From the outside looking in, the black box delivering your enterprise systems will not look any different, whether it’s a single server running both Tomcat and your database, or tens of servers with different roles. The difference will be in how that system responds to load and component failure.

If we open a black box that provides a fault-tolerant, high-availability view into your enterprise, what would we find? Actually, there is a surprising number of technologies and components deployed across multiple clusters of processors. Let’s take a number of examples from a typical industrial-strength Liferay portal deployment:

  • Authentication and authorization – Organizations often use components and technologies like Active Directory, LDAP, Tivoli, SiteMinder, or SAML to store information about users, authentication information (e.g., username and password), and authentication (what they can access). Using a centralized mechanism simplifies administration, and also makes it possible to implement Single Sign On (SSO) within the enterprise or across enterprises (Identify Federation). These systems are typically robust and scalable, but you need to make sure they work for you.
  • Web page requests – Web page requests are distributed for processing by hardware load balancers or via software like IIS or Apache HTTP Server.
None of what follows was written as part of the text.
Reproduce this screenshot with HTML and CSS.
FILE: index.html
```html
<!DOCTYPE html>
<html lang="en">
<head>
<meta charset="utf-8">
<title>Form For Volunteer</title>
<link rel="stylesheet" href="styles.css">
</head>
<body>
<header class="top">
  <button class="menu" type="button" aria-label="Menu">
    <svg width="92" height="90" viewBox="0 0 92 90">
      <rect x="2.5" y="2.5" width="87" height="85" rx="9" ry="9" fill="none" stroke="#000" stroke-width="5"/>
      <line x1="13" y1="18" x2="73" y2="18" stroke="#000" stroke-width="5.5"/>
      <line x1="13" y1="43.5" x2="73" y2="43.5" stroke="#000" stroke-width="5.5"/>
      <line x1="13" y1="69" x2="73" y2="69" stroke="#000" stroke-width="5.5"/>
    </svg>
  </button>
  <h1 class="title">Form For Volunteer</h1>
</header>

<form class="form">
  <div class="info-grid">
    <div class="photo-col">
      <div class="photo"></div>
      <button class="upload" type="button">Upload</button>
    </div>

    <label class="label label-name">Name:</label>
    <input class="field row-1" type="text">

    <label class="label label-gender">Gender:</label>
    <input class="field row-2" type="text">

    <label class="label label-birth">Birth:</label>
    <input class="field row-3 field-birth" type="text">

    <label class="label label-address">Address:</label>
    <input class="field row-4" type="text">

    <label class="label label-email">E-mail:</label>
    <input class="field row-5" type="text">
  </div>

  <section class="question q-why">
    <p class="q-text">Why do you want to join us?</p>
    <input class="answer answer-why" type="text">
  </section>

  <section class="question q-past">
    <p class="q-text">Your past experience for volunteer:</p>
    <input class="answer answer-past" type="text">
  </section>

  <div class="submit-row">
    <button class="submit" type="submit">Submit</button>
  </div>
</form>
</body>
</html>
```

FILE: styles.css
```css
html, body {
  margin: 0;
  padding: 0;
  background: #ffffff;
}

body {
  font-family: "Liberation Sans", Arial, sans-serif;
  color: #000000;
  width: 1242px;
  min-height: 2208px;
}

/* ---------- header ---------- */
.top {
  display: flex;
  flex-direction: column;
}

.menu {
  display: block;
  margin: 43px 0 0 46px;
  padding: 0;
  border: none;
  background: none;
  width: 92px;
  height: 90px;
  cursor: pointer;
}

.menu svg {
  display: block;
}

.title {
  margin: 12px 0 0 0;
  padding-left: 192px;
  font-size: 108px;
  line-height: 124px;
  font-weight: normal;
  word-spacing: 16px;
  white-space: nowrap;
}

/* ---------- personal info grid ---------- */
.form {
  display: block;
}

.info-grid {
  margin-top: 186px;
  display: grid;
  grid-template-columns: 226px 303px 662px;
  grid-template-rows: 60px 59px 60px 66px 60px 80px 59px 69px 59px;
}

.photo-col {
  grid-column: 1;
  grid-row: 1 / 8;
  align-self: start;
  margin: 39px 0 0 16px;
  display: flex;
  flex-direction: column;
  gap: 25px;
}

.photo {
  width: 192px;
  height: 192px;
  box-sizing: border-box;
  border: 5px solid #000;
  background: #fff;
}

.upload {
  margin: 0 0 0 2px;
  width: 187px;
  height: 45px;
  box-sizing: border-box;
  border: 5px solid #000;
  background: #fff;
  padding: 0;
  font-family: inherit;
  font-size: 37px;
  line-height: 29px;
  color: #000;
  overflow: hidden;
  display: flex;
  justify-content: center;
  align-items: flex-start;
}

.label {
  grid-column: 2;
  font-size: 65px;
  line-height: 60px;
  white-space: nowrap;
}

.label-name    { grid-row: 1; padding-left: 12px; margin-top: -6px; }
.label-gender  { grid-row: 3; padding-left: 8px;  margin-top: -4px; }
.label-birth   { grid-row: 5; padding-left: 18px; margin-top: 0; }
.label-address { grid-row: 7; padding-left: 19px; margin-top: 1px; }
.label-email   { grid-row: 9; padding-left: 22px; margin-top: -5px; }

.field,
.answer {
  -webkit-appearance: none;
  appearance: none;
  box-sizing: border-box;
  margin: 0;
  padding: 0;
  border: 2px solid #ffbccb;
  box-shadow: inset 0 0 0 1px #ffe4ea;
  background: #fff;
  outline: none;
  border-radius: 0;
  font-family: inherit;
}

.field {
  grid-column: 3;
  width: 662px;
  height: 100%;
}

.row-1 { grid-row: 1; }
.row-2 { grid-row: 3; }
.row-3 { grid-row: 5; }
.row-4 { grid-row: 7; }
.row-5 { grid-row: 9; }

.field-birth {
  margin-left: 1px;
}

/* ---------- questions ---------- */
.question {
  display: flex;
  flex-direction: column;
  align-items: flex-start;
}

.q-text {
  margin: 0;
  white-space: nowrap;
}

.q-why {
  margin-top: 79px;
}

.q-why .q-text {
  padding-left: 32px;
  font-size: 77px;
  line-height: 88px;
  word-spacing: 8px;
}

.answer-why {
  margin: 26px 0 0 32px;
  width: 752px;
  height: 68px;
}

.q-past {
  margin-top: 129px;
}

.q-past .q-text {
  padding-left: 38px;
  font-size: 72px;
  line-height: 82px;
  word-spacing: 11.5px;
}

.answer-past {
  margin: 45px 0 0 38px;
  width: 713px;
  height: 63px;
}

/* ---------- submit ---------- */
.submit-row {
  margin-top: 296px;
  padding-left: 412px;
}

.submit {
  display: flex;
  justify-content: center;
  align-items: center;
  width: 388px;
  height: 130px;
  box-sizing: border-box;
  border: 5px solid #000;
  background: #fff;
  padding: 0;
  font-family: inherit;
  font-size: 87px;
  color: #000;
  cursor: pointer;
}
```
The software approach can also optimize access to static resources like images or icons that rarely change.
  • Liferay Portal tier-based processing – As a Java application, Liferay benefits from industry best practices for availability, reliability, and scalability. In addition, Liferay allows tier-based distribution of processing, which means the processing can be passed to clusters of dedicated systems. For more details on getting started, see Liferay Clustering.
    • Application server – Liferay runs on standard application servers like Tomcat and JBoss, so it benefits from distributing load across clustered application servers. This can be accomplished through hardware or software load balancing.
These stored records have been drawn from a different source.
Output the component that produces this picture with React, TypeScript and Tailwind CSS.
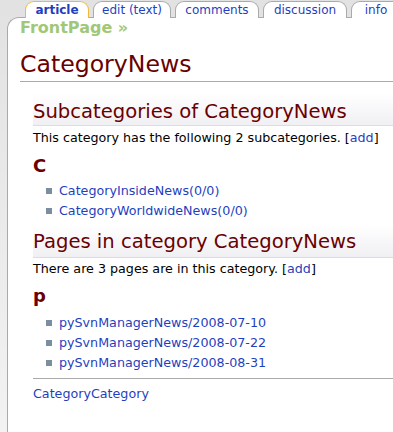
import React from "react";

const font = { fontFamily: '"DejaVu Sans", Verdana, sans-serif' };

function Tab({ label, w, active }: { label: string; w: string; active?: boolean }) {
  return (
    <div
      className={`${w} h-[17px] shrink-0 rounded-t-[9px] border border-b-0 bg-white text-center text-[12px] leading-[16px] text-[#1f3fbf] ${
        active ? "border-[#f0b840] text-[12.5px] font-bold text-[#1a2fa0]" : "border-[#aaaaaa]"
      }`}
    >
      {label}
    </div>
  );
}

function Li({ children }: { children: React.ReactNode }) {
  return (
    <li className="flex h-[20px] items-center">
      <span className="mr-[7px] ml-[13px] inline-block h-[6px] w-[6px] bg-[#7a8ea0]" />
      <a className="text-[12.7px] text-[#1f3fbf]">{children}</a>
    </li>
  );
}

export default function App() {
  return (
    <div
      className="h-[432px] w-[393px] overflow-hidden bg-gradient-to-b from-[#e2e2e2] to-[#f2f2f2]"
      style={font}
    >
      <div className="flex gap-[4px] pt-[1px] pl-[25px]">
        <Tab label="article" w="w-[64px]" active />
        <Tab label="edit (text)" w="w-[78px]" />
        <Tab label="comments" w="w-[84px]" />
        <Tab label="discussion" w="w-[84px]" />
        <Tab label="info" w="w-[50px]" />
      </div>
      <div className="-mt-px ml-[7px] h-[420px] rounded-tl-[12px] border-t border-l border-[#aaaaaa] bg-white pl-[12px]">
        <div className="h-[20px] pt-[1px] text-[16px] font-bold leading-[18px] text-[#a0c878]">
          FrontPage »
        </div>
        <h1 className="mt-[12px] h-[32px] border-b border-[#aaaaaa] text-[23.6px] leading-[28px] text-[#6a0000]">
          CategoryNews
        </h1>
        <div className="pl-[13px]">
          <h2 className="mt-[12px] h-[32px] border-b border-[#dddddd] bg-gradient-to-b from-white to-[#f0f0f4] pt-[6px] text-[19.6px] leading-[24px] text-[#6a0000]">
            Subcategories of CategoryNews
          </h2>
          <p className="mt-[2px] h-[20px] text-[12.7px] leading-[20px] text-black">
            This category has the following 2 subcategories. [<a className="text-[#1f3fbf]">add</a>]
          </p>
          <div className="mt-[7px] h-[22px] text-[18px] font-bold leading-[22px] text-[#6a0000]">C</div>
          <ul className="mt-[4px]">
            <Li>CategoryInsideNews(0/0)</Li>
            <Li>CategoryWorldwideNews(0/0)</Li>
          </ul>
          <h2 className="mt-[4px] h-[33px] border-b border-[#dddddd] bg-gradient-to-b from-white to-[#f0f0f4] pt-[5px] text-[19.6px] leading-[24px] text-[#6a0000]">
            Pages in category CategoryNews
          </h2>
          <p className="mt-[1px] h-[20px] text-[12.7px] leading-[20px] text-black">
            There are 3 pages are in this category. [<a className="text-[#1f3fbf]">add</a>]
          </p>
          <div className="mt-[6px] h-[22px] text-[18px] font-bold leading-[22px] text-[#6a0000]">p</div>
          <ul className="mt-[6px]">
            <Li>pySvnManagerNews/2008-07-10</Li>
            <Li>pySvnManagerNews/2008-07-22</Li>
            <Li>pySvnManagerNews/2008-08-31</Li>
          </ul>
          <div className="mt-[5px] border-t border-[#aaaaaa]" />
          <div className="mt-[6px] text-[12.7px] leading-[18px] text-[#1f3fbf]">CategoryCategory</div>
        </div>
      </div>
    </div>
  );
}
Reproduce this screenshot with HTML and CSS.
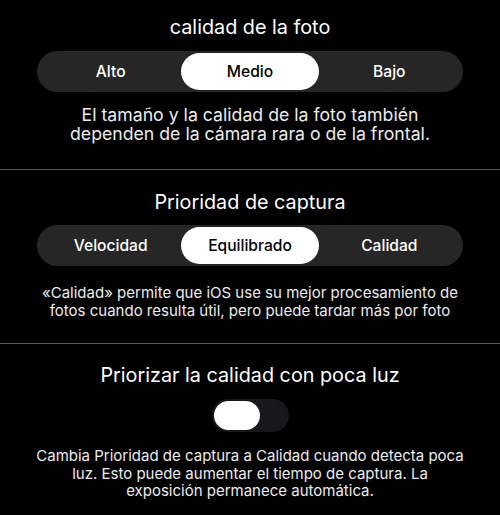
FILE: index.html
```html
<!DOCTYPE html>
<html lang="es">
<head>
<meta charset="utf-8">
<link rel="stylesheet" href="styles.css">
</head>
<body>
<div class="page">
  <section class="section s1">
    <h2 class="title">calidad de la foto</h2>
    <div class="seg">
      <div class="opt">Alto</div>
      <div class="opt sel">Medio</div>
      <div class="opt">Bajo</div>
    </div>
    <p class="desc big">El tamaño y la calidad de la foto también<br>dependen de la cámara rara o de la frontal.</p>
  </section>
  <div class="divider"></div>
  <section class="section s2">
    <h2 class="title">Prioridad de captura</h2>
    <div class="seg">
      <div class="opt">Velocidad</div>
      <div class="opt sel">Equilibrado</div>
      <div class="opt">Calidad</div>
    </div>
    <p class="desc">«Calidad» permite que iOS use su mejor procesamiento de<br>fotos cuando resulta útil, pero puede tardar más por foto</p>
  </section>
  <div class="divider"></div>
  <section class="section s3">
    <h2 class="title t3">Priorizar la calidad con poca luz</h2>
    <div class="toggle"><div class="knob"></div></div>
    <p class="desc">Cambia Prioridad de captura a Calidad cuando detecta poca<br>luz. Esto puede aumentar el tiempo de captura. La<br>exposición permanece automática.</p>
  </section>
</div>
</body>
</html>
```
FILE: styles.css
```css
html, body {
  margin: 0;
  padding: 0;
  background: #000;
}
body {
  width: 500px;
  height: 515px;
  overflow: hidden;
  font-family: Inter, "Liberation Sans", Arial, sans-serif;
  color: #fff;
}
.page {
  display: flex;
  flex-direction: column;
}
.section {
  display: flex;
  flex-direction: column;
  align-items: center;
}
.s1 { padding: 15px 0 26px; }
.s2 { padding: 20px 0 24px; }
.s3 { padding: 19px 0 0; }
.title {
  margin: 0;
  font-size: 19.8px;
  line-height: 24px;
  font-weight: 400;
  text-align: center;
}
.t3 {
  line-height: 25px;
}
.seg {
  margin-top: 12px;
  width: 426px;
  height: 41px;
  box-sizing: border-box;
  padding: 2px 4px;
  border-radius: 21px;
  background: #262626;
  display: grid;
  grid-template-columns: 1fr 1fr 1fr;
}
.s2 .seg { margin-top: 11px; }
.opt {
  display: flex;
  align-items: center;
  justify-content: center;
  font-size: 15.6px;
  font-weight: 500;
  color: #fff;
  border-radius: 19px;
  margin: 0 1px;
}
.opt.sel {
  background: #fff;
  color: #000;
}
.desc {
  margin: 18px 0 0;
  font-size: 15px;
  line-height: 17.5px;
  text-align: center;
  color: #ececec;
}
.desc.big {
  margin-top: 13px;
  font-size: 17.7px;
  line-height: 19px;
}
.divider {
  height: 1px;
  background: #5a5a5a;
}
.toggle {
  margin-top: 11px;
  width: 77px;
  height: 33px;
  box-sizing: border-box;
  padding: 2px;
  border-radius: 17px;
  background: #18181a;
  display: flex;
  align-items: center;
}
.knob {
  width: 46px;
  height: 29px;
  border-radius: 15px;
  background: #fff;
}
.s3 .desc {
  margin-top: 15px;
  line-height: 17.6px;
}
```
    • Shared object caching – To ensure that when node A creates an object, node B (and others) also see that object, Liferay uses shared object caching across the application server cluster. By default ehcache is used, but Terracotta can also be configured.
    • Search engine – Searching, as well as maintaining the index used for searching, can be an expensive proposition, so it makes sense to offload this processing to a separate cluster or service. Liferay makes it fairly easy to use Solr, a clustered version of Lucene, to handle this processing. Other packages like Elastic Search can be used as well (for more information on using Elastic Search, see these blog posts).
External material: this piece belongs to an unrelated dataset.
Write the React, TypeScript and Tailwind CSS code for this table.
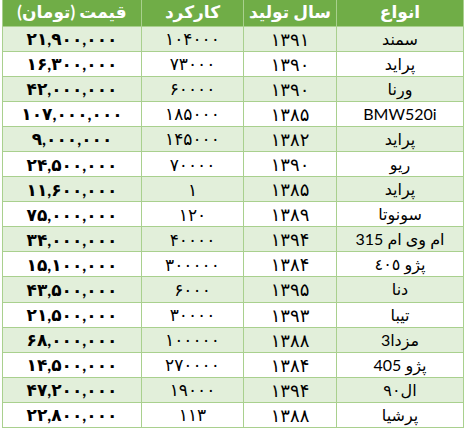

    • Shared storage – If you have uploaded documents or images that are not managed as web content (it’s rare to not have any), you need to place these items in a shared location across all application servers in the cluster. Management of this shared location is best handled by NAS. NAS can improve redundancy through RAID and clustering.
    • Document repositories – While Liferay provides a fast embedded document manager, your enterprise may choose another system. Liferay allows accessing multiple repositories using the CMIS protocol, including SharePoint, Filenet, and Documentum.
  • Database – This is often the first stop for enterprises concerned with availability and reliability. Most databases have the ability to configure a cluster of servers for increased capacity and responsiveness. In addition, databases can perform active or passive replication to protect your data in case of downtime or catastrophe.
  • Legacy system access – Existing enterprise capabilities and applications can be accessed via web services using SOAP or REST, or via web browser iframes. These services may have availability or scalability issues that your organization is unwilling or unable to address. This weakest link will have a major impact on what you can do with the rest of the system.
  • Ajax – Ajax certainly improves the ability of an enterprise to scale systems by offloading expensive display processing to browsers and smart devices. It’s vital you consider these devices an integral part of your system.
  • Web traffic encryption – Handling (SSL) encryption can be done at several places in your system, but the placement handles ease of configuration, processing load, and security. For instance, if the SSL certificates are handled by the load balancer when the web page request enters your system, the requests are converted to straight HTTP for the application servers. While this requires less processing (no encryption), it does have security implications.
  • Other services – Your system may depend on other services such as payment processing, GIS, CRM, ETL, address verification, etc. The reliability and scalability of these services may determine whether you can meet your goals, or if you need to start looking for a different provider.
  • Monitoring – You must be able to monitor your system effectively, especially as you introduce complexity to achieve availability and reliability goals. Organizations often start out with separate tools for each subsystem (database, application servers, etc.) and move to more comprehensive tools as complexity increases. Just be sure to recognize there is a cost to this monitoring, in terms of performance, scalability, licensing, training, and management, but also recognize that you can’t avoid this cost either.
  • Analytics – The good news is that analyzing traffic on your web sites is much easier today with systems like WebTrends and Google Analytics. These systems have been highly tuned for common web browsers and make approaches like A/B testing feasible. Remember, however, that even though the code is loaded into the user’s web browser, there is impact on the availability and reliability of your overall system.

If you’ve made it this far, you may be thinking “Interesting list, but so what?” The point is that delivering your enterprise with availability, reliability, and scalability is complex. There are a lot of technologies, a lot of connections between the pieces of technology, and a lot of people involved. And since it’s not going to happen overnight, be ready to cope with continual change. But unless your business is quite small, you have no choice but to plan these changes for your enterprise.